When it was made public late last year that he was pursuing a Deputy’s seat in the state Congress, politicians and other public figures expressed disbelief and outrage, with some remarking on the accusations of ties to the Zetas cartel.

It was also asserted at the time that behind Moreira’s revived political aspirations lay the pursuit of a fuero, a constitutional privilege that grants immunity against prosecution to government officials.

Earlier this week, Moreira — considered one of the 10 most corrupt Mexicans by Forbes magazine in 2013 — confirmed his intention to obtain a candidacy from the local Young Party, or Partido Joven.

He stated it was not a whim, having attempted on four occasions to run for different offices after his term as governor ended in 2011. But the PRI denied all of them, even when he was “ahead in the polls.”

In this context, ex-president Felipe Calderón Hinojosa accused Moreira of not only being close to Los Zetas, but of allowing the criminal gang to live “comfortably in the state” during his stint as governor.


“I’m certain because I know that maybe the most dangerous and cruel gang to ravage Coahuila and Mexico is Los Zetas, and when Humberto Moreira was governor . . . its leadership lived there in comfort,” said Calderón.

“When I sent in the Navy to defend the families of Coahuila, to protect them from insecurity, kidnappings, extortion and abuse . . . governor Humberto Moreira called me, incensed, asking me to withdraw [the armed forces] from Coahuila, as they had nothing to do there because there was nothing wrong with Coahuila,” said the former president.

Calderón also rejected the notion that his administration had exonerated Moreira for the debt he incurred in during his six-year term.
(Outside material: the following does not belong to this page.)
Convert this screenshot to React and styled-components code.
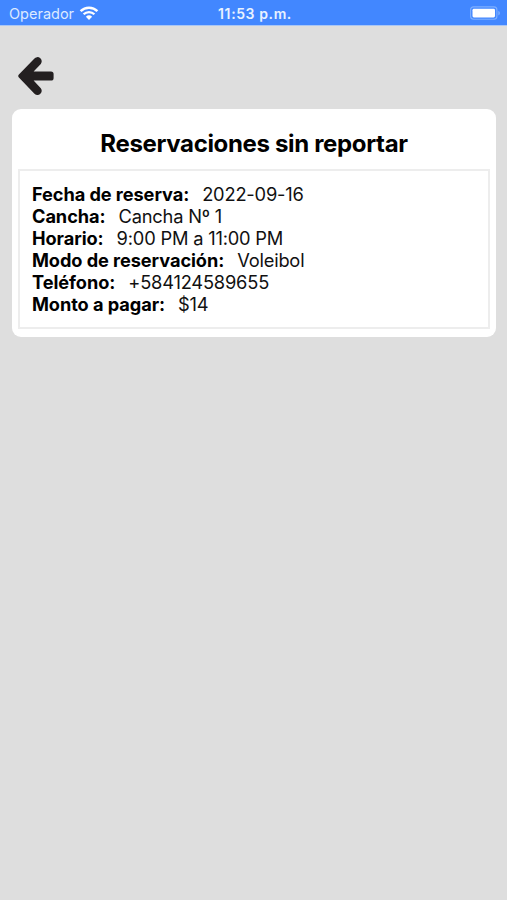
import React from "react";
import styled, { createGlobalStyle } from "styled-components";

const reservation = [
  { label: "Fecha de reserva:", value: "2022-09-16" },
  { label: "Cancha:", value: "Cancha Nº 1" },
  { label: "Horario:", value: "9:00 PM a 11:00 PM" },
  { label: "Modo de reservación:", value: "Voleibol" },
  { label: "Teléfono:", value: "+584124589655" },
  { label: "Monto a pagar:", value: "$14" },
];

const WifiIcon = () => (
  <svg width="20" height="15" viewBox="0 0 20 15" fill="none">
    <path d="M1.6 5.1a12 12 0 0 1 16.8 0" stroke="#fff" strokeWidth="2.5" />
    <path d="M4.6 8.3a7.7 7.7 0 0 1 10.8 0" stroke="#fff" strokeWidth="2.3" />
    <path d="M10 14 6.9 10.8a4.5 4.5 0 0 1 6.2 0z" fill="#fff" />
  </svg>
);

const BatteryIcon = () => (
  <svg width="31" height="15" viewBox="0 0 31 15" fill="none">
    <rect x="0.6" y="0.9" width="26.3" height="12.4" rx="3" stroke="#7fb0ff" strokeWidth="1.1" />
    <rect x="2.5" y="2.8" width="22.5" height="8.6" rx="1.4" fill="#fff" />
    <path d="M28.3 5v4.4c1-.4 1.6-1.2 1.6-2.2S29.3 5.4 28.3 5z" fill="#7fb0ff" />
  </svg>
);

const ArrowIcon = () => (
  <svg width="36" height="38" viewBox="0 0 36 38" fill="none">
    <path
      d="M.9 17.6 16.2 1.7a4.2 4.2 0 0 1 6.6 5.2L15.6 14.5H33a2.6 2.6 0 0 1 2.6 2.6V21a2.6 2.6 0 0 1-2.6 2.6H15.6l7.2 7.6a4.2 4.2 0 0 1-6.6 5.2L.9 20.5a2.1 2.1 0 0 1 0-2.9z"
      fill="#231f20"
    />
  </svg>
);

const App = () => {
  return (
    <Screen>
      <GlobalStyle />
      <StatusBar>
        <Carrier>
          Operador
          <WifiIcon />
        </Carrier>
        <Clock>11:53 p.m.</Clock>
        <Battery>
          <BatteryIcon />
        </Battery>
      </StatusBar>

      <BackButton aria-label="Volver">
        <ArrowIcon />
      </BackButton>

      <Card>
        <Title>Reservaciones sin reportar</Title>
        <Details>
          {reservation.map((item) => (
            <Row key={item.label}>
              <Label>{item.label}</Label>
              <Value>{item.value}</Value>
            </Row>
          ))}
        </Details>
      </Card>
    </Screen>
  );
};

const GlobalStyle = createGlobalStyle`
  * {
    box-sizing: border-box;
  }

  body {
    margin: 0;
    background-color: #dedede;
    font-family: Inter, "Liberation Sans", sans-serif;
  }
`;

const Screen = styled.div`
  min-height: 100vh;
  background-color: #dedede;
`;

const StatusBar = styled.header`
  display: grid;
  grid-template-columns: 1fr auto 1fr;
  align-items: center;
  height: 26px;
  padding: 2px 6px 0 9px;
  background-color: #4287ff;
  border-bottom: 1px solid #a9c6f5;
  color: #fff;
`;

const Carrier = styled.div`
  display: flex;
  align-items: center;
  gap: 5px;
  font-size: 14.5px;
  color: #dceaff;
`;

const Clock = styled.div`
  font-size: 14px;
  font-weight: 600;
  letter-spacing: 0.6px;
  color: #e8f2ff;
`;

const Battery = styled.div`
  display: flex;
  justify-content: flex-end;
`;

const BackButton = styled.button`
  display: block;
  margin: 31px 0 0 18px;
  padding: 0;
  border: none;
  background: none;
  line-height: 0;
  cursor: pointer;
`;

const Card = styled.section`
  margin: 14px 11px 0 12px;
  padding: 20px 6px 8px;
  border-radius: 9px;
  background-color: #fff;
`;

const Title = styled.h1`
  margin: 0 0 10px;
  font-size: 24px;
  font-weight: 700;
  line-height: 30px;
  letter-spacing: -0.34px;
  text-align: center;
  color: #000;
`;

const Details = styled.div`
  padding: 12px;
  border: 2px solid #ededed;
`;

const Row = styled.div`
  display: flex;
  gap: 13px;
  font-size: 18.3px;
  line-height: 22px;
  color: #111;
`;

const Label = styled.span`
  font-size: 18.2px;
  font-weight: 700;
  letter-spacing: -0.07px;
  color: #000;
`;

const Value = styled.span`
  letter-spacing: -0.2px;
`;

export default App;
“Of course not, I wish that debt was personal, but you and your children and grandchildren will have to pay it,” Calderón told a reporter, adding that “Coahuila doesn’t deserve that . . . a debt acquired by the governor of Coahuila, with great responsibility on his part, I reckon.”

The state had a debt of about 200 million pesos when Moreira took office. By the time he left it had soared to nearly 35 billion.

In response, Moreira accused Calderón of being a usurper and stealing the presidency in 2006 from Andrés Manuel López Obrador.

“If he dared to steal the presidency . . . he can dare to any atrocity,” the said.

As to the accusations that he rejected the presence of the Navy, Moreira said that perhaps Calderón’s “vice” had made him forget what really happened.

“That’s what happens when you drink, you forget what happened . . . he forgets that we offered the Amistad Reservoir [Presa de la Amistad, in Spanish] to the Navy . . . Is he well? Has his vice damaged him so? What can you believe from this man?” he asked reporters.

Moreira abstained from addressing the accusations of his ties to Los Zetas.